Roger Dow, chief executive of the Travel Industry Association (TIA) of America, tourism's main trade body, said that it is economically important that the US change its policies.

The number of international visitors last year rose 12 percent, compared to 2003, to 46.1 million, according to the US Commerce Department. They spent $93.7 billion, or 17 percent more than their counterparts the previous year.

However, US market share of foreign visitors is still down 38 percent since 1992, according to the TIA. The number of global travelers has grown by 2 percent to 770 million since 2000, but the US market share has not kept pace.

"Our piece of the pie has shrunk by 5 million visitors," said Dow.
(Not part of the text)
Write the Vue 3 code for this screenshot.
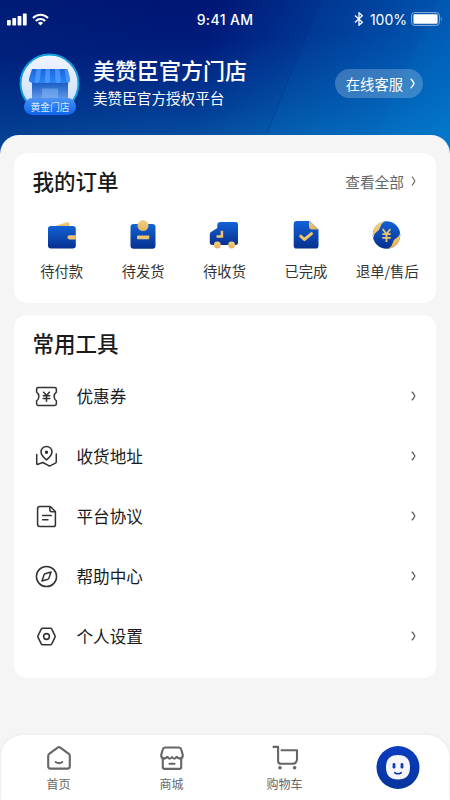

Dow said rising anti-Americanism has created a feeling that the US is inhospitable and difficult to visit. "There's a perception of 'Fortress America' that is much worse than it really is," he said. Dow added that more competition from other destinations such as Australia, South Africa, Spain and Asia had siphoned off tourism to the US. The TIA urged US policymakers to facilitate various security measures. A 26 Oct. deadline that requires some foreign passports to have biometric facial-recognition technology is unrealistic and must be extended, according to the TIA.

It also wants problems resolved with the US-Visit programme, an initiative requiring photos and fingerprints of some visitors, which is scheduled to be in place at land borders and ports-of-entry by end the end of the year.